INFORMATION SHOWN:
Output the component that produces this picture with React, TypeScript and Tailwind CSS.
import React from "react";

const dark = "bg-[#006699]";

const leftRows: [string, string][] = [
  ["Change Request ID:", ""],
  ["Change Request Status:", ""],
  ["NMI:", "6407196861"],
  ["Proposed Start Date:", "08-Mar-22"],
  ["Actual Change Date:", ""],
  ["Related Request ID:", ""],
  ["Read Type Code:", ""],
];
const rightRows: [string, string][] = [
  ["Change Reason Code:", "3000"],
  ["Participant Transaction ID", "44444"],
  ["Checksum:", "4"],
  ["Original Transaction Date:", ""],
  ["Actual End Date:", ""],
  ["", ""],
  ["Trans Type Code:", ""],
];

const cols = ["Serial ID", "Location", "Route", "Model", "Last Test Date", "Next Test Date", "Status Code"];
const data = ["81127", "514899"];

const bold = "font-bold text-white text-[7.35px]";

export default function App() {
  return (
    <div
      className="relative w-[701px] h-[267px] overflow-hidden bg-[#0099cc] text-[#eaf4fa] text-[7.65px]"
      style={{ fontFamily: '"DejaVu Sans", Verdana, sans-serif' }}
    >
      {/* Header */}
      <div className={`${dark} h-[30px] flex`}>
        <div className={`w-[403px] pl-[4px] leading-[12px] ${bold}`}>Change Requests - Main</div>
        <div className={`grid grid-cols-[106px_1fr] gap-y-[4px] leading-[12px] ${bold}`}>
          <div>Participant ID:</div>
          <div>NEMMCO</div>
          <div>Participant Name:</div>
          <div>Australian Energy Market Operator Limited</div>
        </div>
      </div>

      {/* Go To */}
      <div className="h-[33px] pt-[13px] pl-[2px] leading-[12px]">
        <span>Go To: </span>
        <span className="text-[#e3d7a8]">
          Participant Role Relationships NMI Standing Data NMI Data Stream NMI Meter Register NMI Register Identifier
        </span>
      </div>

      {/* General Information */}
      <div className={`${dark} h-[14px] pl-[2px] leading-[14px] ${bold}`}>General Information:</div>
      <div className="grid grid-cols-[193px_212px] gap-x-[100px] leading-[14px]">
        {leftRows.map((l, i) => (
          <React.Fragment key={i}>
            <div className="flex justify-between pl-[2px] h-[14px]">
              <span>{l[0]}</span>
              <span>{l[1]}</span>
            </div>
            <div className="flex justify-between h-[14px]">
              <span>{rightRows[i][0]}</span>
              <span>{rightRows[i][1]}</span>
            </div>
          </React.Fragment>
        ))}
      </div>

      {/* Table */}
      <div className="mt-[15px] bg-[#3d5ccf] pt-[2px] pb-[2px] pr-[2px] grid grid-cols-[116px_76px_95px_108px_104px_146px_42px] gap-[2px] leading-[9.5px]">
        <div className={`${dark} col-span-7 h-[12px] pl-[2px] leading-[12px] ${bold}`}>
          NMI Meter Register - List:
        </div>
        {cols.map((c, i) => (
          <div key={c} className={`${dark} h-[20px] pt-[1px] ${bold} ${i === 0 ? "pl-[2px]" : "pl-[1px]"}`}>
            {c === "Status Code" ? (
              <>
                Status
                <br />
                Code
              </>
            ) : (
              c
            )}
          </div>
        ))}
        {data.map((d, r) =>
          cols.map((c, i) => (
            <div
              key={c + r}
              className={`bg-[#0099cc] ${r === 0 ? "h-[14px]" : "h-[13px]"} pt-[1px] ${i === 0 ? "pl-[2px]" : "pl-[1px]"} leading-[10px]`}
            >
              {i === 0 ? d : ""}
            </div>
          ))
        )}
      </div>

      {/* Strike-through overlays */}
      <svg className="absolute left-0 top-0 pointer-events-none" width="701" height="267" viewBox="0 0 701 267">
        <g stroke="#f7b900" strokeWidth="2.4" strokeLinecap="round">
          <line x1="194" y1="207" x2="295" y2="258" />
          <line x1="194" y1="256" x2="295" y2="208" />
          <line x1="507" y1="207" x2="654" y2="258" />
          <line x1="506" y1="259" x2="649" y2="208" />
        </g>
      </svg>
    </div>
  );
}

YOUR GOAL: Copy each line of the data exactly, leaving nothing out.

SOLUTION BELOW:
Output the component that produces this picture with React, TypeScript and Tailwind CSS.
import React from "react";

const dark = "bg-[#006699]";

const leftRows: [string, string][] = [
  ["Change Request ID:", ""],
  ["Change Request Status:", ""],
  ["NMI:", "6407196861"],
  ["Proposed Start Date:", "08-Mar-22"],
  ["Actual Change Date:", ""],
  ["Related Request ID:", ""],
  ["Read Type Code:", ""],
];
const rightRows: [string, string][] = [
  ["Change Reason Code:", "3000"],
  ["Participant Transaction ID", "44444"],
  ["Checksum:", "4"],
  ["Original Transaction Date:", ""],
  ["Actual End Date:", ""],
  ["", ""],
  ["Trans Type Code:", ""],
];

const cols = ["Serial ID", "Location", "Route", "Model", "Last Test Date", "Next Test Date", "Status Code"];
const data = ["81127", "514899"];

const bold = "font-bold text-white text-[7.35px]";

export default function App() {
  return (
    <div
      className="relative w-[701px] h-[267px] overflow-hidden bg-[#0099cc] text-[#eaf4fa] text-[7.65px]"
      style={{ fontFamily: '"DejaVu Sans", Verdana, sans-serif' }}
    >
      {/* Header */}
      <div className={`${dark} h-[30px] flex`}>
        <div className={`w-[403px] pl-[4px] leading-[12px] ${bold}`}>Change Requests - Main</div>
        <div className={`grid grid-cols-[106px_1fr] gap-y-[4px] leading-[12px] ${bold}`}>
          <div>Participant ID:</div>
          <div>NEMMCO</div>
          <div>Participant Name:</div>
          <div>Australian Energy Market Operator Limited</div>
        </div>
      </div>

      {/* Go To */}
      <div className="h-[33px] pt-[13px] pl-[2px] leading-[12px]">
        <span>Go To: </span>
        <span className="text-[#e3d7a8]">
          Participant Role Relationships NMI Standing Data NMI Data Stream NMI Meter Register NMI Register Identifier
        </span>
      </div>

      {/* General Information */}
      <div className={`${dark} h-[14px] pl-[2px] leading-[14px] ${bold}`}>General Information:</div>
      <div className="grid grid-cols-[193px_212px] gap-x-[100px] leading-[14px]">
        {leftRows.map((l, i) => (
          <React.Fragment key={i}>
            <div className="flex justify-between pl-[2px] h-[14px]">
              <span>{l[0]}</span>
              <span>{l[1]}</span>
            </div>
            <div className="flex justify-between h-[14px]">
              <span>{rightRows[i][0]}</span>
              <span>{rightRows[i][1]}</span>
            </div>
          </React.Fragment>
        ))}
      </div>

      {/* Table */}
      <div className="mt-[15px] bg-[#3d5ccf] pt-[2px] pb-[2px] pr-[2px] grid grid-cols-[116px_76px_95px_108px_104px_146px_42px] gap-[2px] leading-[9.5px]">
        <div className={`${dark} col-span-7 h-[12px] pl-[2px] leading-[12px] ${bold}`}>
          NMI Meter Register - List:
        </div>
        {cols.map((c, i) => (
          <div key={c} className={`${dark} h-[20px] pt-[1px] ${bold} ${i === 0 ? "pl-[2px]" : "pl-[1px]"}`}>
            {c === "Status Code" ? (
              <>
                Status
                <br />
                Code
              </>
            ) : (
              c
            )}
          </div>
        ))}
        {data.map((d, r) =>
          cols.map((c, i) => (
            <div
              key={c + r}
              className={`bg-[#0099cc] ${r === 0 ? "h-[14px]" : "h-[13px]"} pt-[1px] ${i === 0 ? "pl-[2px]" : "pl-[1px]"} leading-[10px]`}
            >
              {i === 0 ? d : ""}
            </div>
          ))
        )}
      </div>

      {/* Strike-through overlays */}
      <svg className="absolute left-0 top-0 pointer-events-none" width="701" height="267" viewBox="0 0 701 267">
        <g stroke="#f7b900" strokeWidth="2.4" strokeLinecap="round">
          <line x1="194" y1="207" x2="295" y2="258" />
          <line x1="194" y1="256" x2="295" y2="208" />
          <line x1="507" y1="207" x2="654" y2="258" />
          <line x1="506" y1="259" x2="649" y2="208" />
        </g>
      </svg>
    </div>
  );
}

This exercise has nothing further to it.